Our busy day of Supreme Court coverage continues. First, we covered probably the most significant ruling of the day, where the Supreme Court put an end to this trend of universal injunctions by the lower courts. This means it will be harder to tie up Trump’s agenda in the courts. Then they struck a blow against schools exposing children to LGBTQ+ indoctrination by giving parents a right to opt out of it. And finally, in this piece we talk about how they upheld a Texas law requiring stronger age verification for access to pornographic website.
(Wait… why is there a picture of former Congressman Anthoy Weiner there, where he is looking sad and frustrated? How did that happen? Oh well, mysteries like that might never be solved.)
…https://t.co/iM3qydsZgM….
— Jonathan Turley (@JonathanTurley) June 27, 2025
Turley wasn’t very interested in this case, but we will take a moment to explain it to you. First, what we commonly call pornographic material is covered by what the law calls obscenity. There are two levels of obscenity. Obscene materials are routinely seen as outside the protection of the First Amendment. To quote from Justice Clarence ‘The Hammer’ Thomas’ opinion:
History, tradition, and precedent recognize that States have two distinct powers to address obscenity: They may proscribe outright speech that is obscene to the public at large, and they may prevent children from accessing speech that is obscene to children.
So, there is some materials that are obscene, period, regardless of age. This is how the opinion describes the legal test for that:
Our precedents hold that speech is obscene to the public at large—and thus proscribable—if (a) the average person, applying contemporary community standards, would find that the work, taken as a whole, appeals to the prurient interest; (b) the work depicts or describes, in a patently offensive way, sexual conduct specifically defined by the applicable state law; and (c) the work, taken as a whole, lacks serious literary, artistic, political, or scientific value.

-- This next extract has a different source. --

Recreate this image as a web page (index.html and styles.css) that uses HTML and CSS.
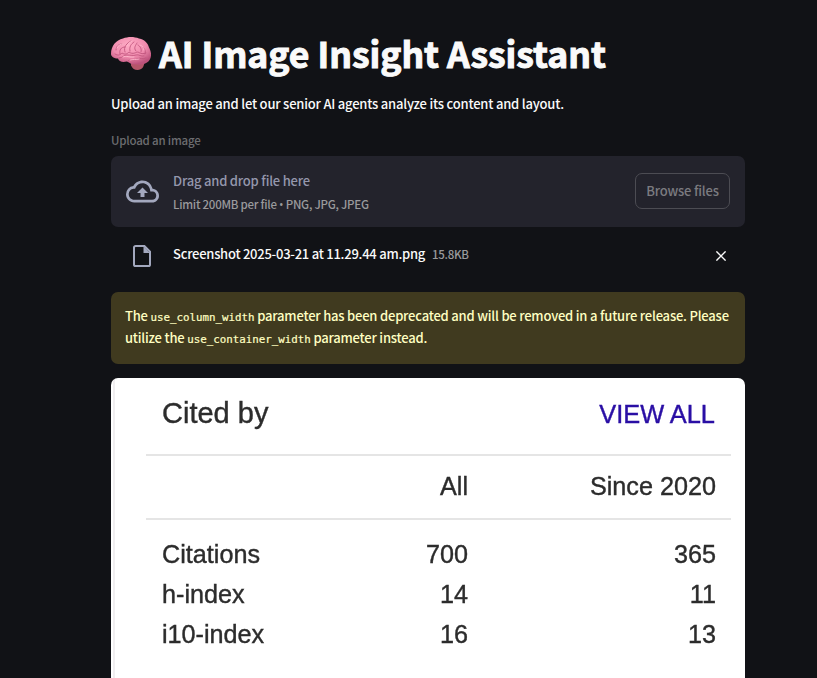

(Internal quotation marks, brackets and citations removed.) That kind of expression can be banned, completely, for everyone. But we are quick to point out that that not everything that one might call pornography is obscenity. For instance, this author thinks Basic Instinct is pornography, but it wouldn’t be obscene if only because it at least fakes artistic value.
But there is also material that is not obscene in the eyes of an adult, but might be when viewed by a child. And with that kind of obscenity, that kind of material can be banned for children, and states have been doing that for decades. Naturally, this means that if a company wants to sell that kind of obscenity to adults when it is banned for children, states can require proof of age before purchase.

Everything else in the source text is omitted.